The researchers claim that socioeconomic status, smoking, or alcohol intake were not associated with glaucoma.  They did assert that women who were obese were less likely to develop glaucoma (other studies have found the same thing).  Source:

These findings are in opposition to other studies that have linked smoking to glaucoma.  Studies do show that stress is a major factor in the development of glaucoma.

Smoking Increases Glaucoma Risk

New study shows smokers have increase risk of getting glaucoma. Specifically, inflammation and apoptosis marker levels increase with smoking in the aqueous humor and plasma samples of POAG women. Smoking could be an important additional risk factor for glaucoma progression in elderly women.

Source: Zanon-Moreno V, Garcia-Medina JJ, Zanon-Viguer V, et al. Smoking, an additional risk factor in elder women with primary open-angle glaucoma. Mol Vis 2009;15:2953-2959.

Editor’s Note: Chronic inflammation and related cell death (apoptosis) due to smoking is implicated in many chronic diseases including heart disease, diabetes, macular degeneration and cancer.  Eye disease is often related to poor circulation, chronic systemic inflammation and/or the lack of availability of nutrients.

Weightlifting Can Increase Pressure in the Eyes

Weightlifting, especially if one holds his or her breath during the exercise, may cause a temporary increase in pressure within the eyes.  Glaucoma is sometimes linked to increased pressure in the vitreous humor of the eye.

Generally, intraocular pressure generally decreases after both aerobic and anaerobic exercise. Higher intraocular pressure has been reported during the Valsalva maneuver (air is forced against a closed windpipe causing an increase of pressure in the chest).

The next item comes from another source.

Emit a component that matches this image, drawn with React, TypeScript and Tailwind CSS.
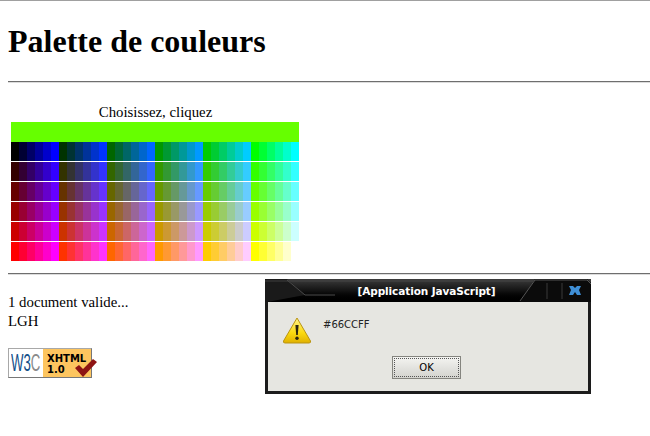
import React from 'react';

const levels = ['00', '33', '66', '99', 'CC', 'FF'];

const Palette: React.FC = () => (
  <div className="ml-[3px] w-[288px]">
    <p className="h-[19px] pl-[1px] text-center leading-[19px]">Choisissez, cliquez</p>
    <div className="h-[20px] bg-[#66FF00]"></div>
    {levels.map((r) => (
      <div key={r} className="flex h-[20px] border-b border-white">
        {levels.map((g) =>
          levels.map((b) => (
            <div key={g + b} className="w-[8px]" style={{ backgroundColor: `#${r}${g}${b}` }}></div>
          ))
        )}
      </div>
    ))}
  </div>
);

const Rule: React.FC = () => <div className="-mr-2 h-[2px] border-t border-b border-t-[#6e6e6e] border-b-[#dcdcdc]"></div>;

const W3cBadge: React.FC = () => (
  <div className="relative mt-[17px] flex h-[30px] w-[84px] border border-[#a8a8a8] border-r-[#777] border-b-[#777]">
    <div className="flex w-[34px] items-center justify-center overflow-hidden bg-white font-['Liberation_Sans',sans-serif] text-[24px] leading-none text-[#14508a]">
      <span className="scale-x-[0.55] whitespace-nowrap">
        W3<span className="text-[#8a8a8a]">C</span>
      </span>
    </div>
    <div className="flex-1 bg-[#fdc55f] pl-[4px] pt-[4px] font-['DejaVu_Sans',sans-serif] text-[10px] leading-[11px] font-bold text-black">
      <div>XHTML</div>
      <div>1.0</div>
    </div>
    <svg className="absolute left-[66px] top-[10px]" width="22" height="18" viewBox="0 0 22 18">
      <path d="M0 9 L4 6 L8 10 L18 0 L22 3 L8 18 Z" fill="#8e1414" />
    </svg>
  </div>
);

const WarningIcon: React.FC = () => (
  <svg width="30" height="28" viewBox="0 0 30 28">
    <defs>
      <linearGradient id="warn" x1="0" y1="0" x2="0" y2="1">
        <stop offset="0" stopColor="#fff38a" />
        <stop offset="0.6" stopColor="#fbd90e" />
        <stop offset="1" stopColor="#e0b000" />
      </linearGradient>
    </defs>
    <path d="M15 1 L28.5 24 Q29 26 27 26 L3 26 Q1 26 1.5 24 Z" fill="url(#warn)" stroke="#b99412" strokeWidth="1" strokeLinejoin="round" />
    <path d="M13.4 8 L16.6 8 L15.8 18 L14.2 18 Z" fill="#2a2410" />
    <circle cx="15" cy="21.2" r="1.7" fill="#2a2410" />
  </svg>
);

const AlertDialog: React.FC = () => (
  <div className="absolute left-[265px] top-[278px] flex h-[115px] w-[326px] flex-col border-x-[3px] border-b-[3px] border-[#1c1c1c] bg-[#e6e6e1] font-['DejaVu_Sans',sans-serif]">
    <div className="relative -mx-[3px] flex h-[23px] items-center justify-center bg-gradient-to-b from-[#3c3c3c] via-[#141414] to-black pt-[3px] text-[10.5px] font-bold text-white">
      <svg className="absolute left-0 top-0" width="326" height="23" viewBox="0 0 326 23">
        <path d="M0 0 L22 0 L40 16 L2 23 L0 23 Z" fill="#1a1a1a" />
        <path d="M22 1 L40 16 L70 16" fill="none" stroke="#4a4a4a" strokeWidth="1" />
        <path d="M0 2 L326 2" stroke="#4e4e4e" strokeWidth="1" opacity="0.7" />
        <path d="M270 0 L322 0 L326 4 L326 23 L255 23 Z" fill="#0b0b0b" />
        <path d="M255 22 L270 1 L322 1 L326 5" fill="none" stroke="#555" strokeWidth="1" />
        <path d="M282 4 V20 M297 4 V20" stroke="#3a3a3a" strokeWidth="1" />
        <path d="M304 7 L308 7 L310 9 L312 7 L316 7 L314 11 L316 16 L312 16 L310 13 L308 16 L304 16 L306 11 Z" fill="#3f8fd6" />
      </svg>
      <span className="relative -ml-[3px] tracking-[-0.1px]">[Application JavaScript]</span>
    </div>
    <div className="flex flex-1 flex-col">
      <div className="flex pl-[14px] pt-[15px]">
        <WarningIcon />
        <span className="ml-[11px] mt-[1px] text-[10px] leading-[14px] text-[#222]">#66CCFF</span>
      </div>
      <button className="ml-[124px] mt-[11px] h-[23px] w-[69px] border border-[#85857f] bg-gradient-to-b from-[#f4f4f1] to-[#d3d3ce] p-px text-[10px] text-black">
        <span className="flex h-full items-center justify-center border border-dotted border-[#555]">OK</span>
      </button>
    </div>
  </div>
);

export default function App() {
  return (
    <div className="relative h-[436px] overflow-hidden border-t border-[#a0a0a0] bg-white px-2 font-['Liberation_Serif',serif] text-[14.8px] text-black">
      <h1 className="mt-[22px] mb-[21px] h-[37px] text-[32px] leading-[37px] font-bold">Palette de couleurs</h1>
      <Rule />
      <div className="mt-[20px]">
        <Palette />
      </div>
      <div className="mt-[11px]">
        <Rule />
      </div>
      <div className="mt-[18px] leading-[19px]">
        <p>1 document valide...</p>
        <p>LGH</p>
      </div>
      <W3cBadge />
      <AlertDialog />
    </div>
  );
}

This action occurs during coughing, vomiting, playing wind instruments, as well as during some weightlifting sessions.

According to, study authors note that a certain type of glaucoma (normal-tension glaucoma) is more common in individuals who are subjected to frequent changes in eye pressure. “Prolonged weightlifting could be a potential risk factor for the development or progression of glaucoma. Intermittent intraocular pressure increases during weightlifting should be suspected in patients with normal-tension glaucoma who perform such exercises,” they conclude. “Patients with normal-tension glaucoma should be questioned as to a history of regular weightlifting.”

Heavy Computer Use & Glaucoma

Those who use computers heavily are at greater risk for glaucoma than the general public, particularly those who are short-sighted. Glaucoma is an insidious disease characterized by the decrease of peripherial vision eventually leading to severe vision loss.

A 2004 cross-sectional study in 9124 Japanese workers indicated that there was a possible association between heavy computer users and glaucomatous visual field abnormalities. In other words – people who computers heavily (ie. programmers, software engineers, gamers) could be jeopardizing their sight.

The study looked at typical daily computer use, as well as long-term computer use history. More than 500 participants (5.4%) had problems with peripheral vision. Of that group, one third were found to have glaucoma … perhaps more than a third, since some workers with peripheral vision problems didn’t receive all the testing to accurately diagnose glaucoma.

Still, it may not be necessary to quit your day job or to give up your favorite hobby.  Glaucoma can be prevented.  Changes in diet and lifestyle can reduce your risk of glaucoma and other eye diseases and improve your overall health.

Swim Goggles and Increased IOP

Australian researchers took a look at whether swimming goggles elevated intraocular pressure.  They drilled holes in to the goggles permitting special measurement using a method called applanation tonometry in which force against the cornea allows inference as to the degree of pressure inside the eye.  IOP was measured prior to putting on the swim goggles, two minutes after they’d been put on, twenty minutes later  and after their removal. The testing was done with a variety of types of swim goggles.

The researchers found that in fact, IOP did increase while swim goggles were being worn by an average of 4.5 mm Hg.  The size of the face of the goggles was also correlated to IOP – with smaller faces having higher pressures.  The study was not performed while subjects were actually swimming.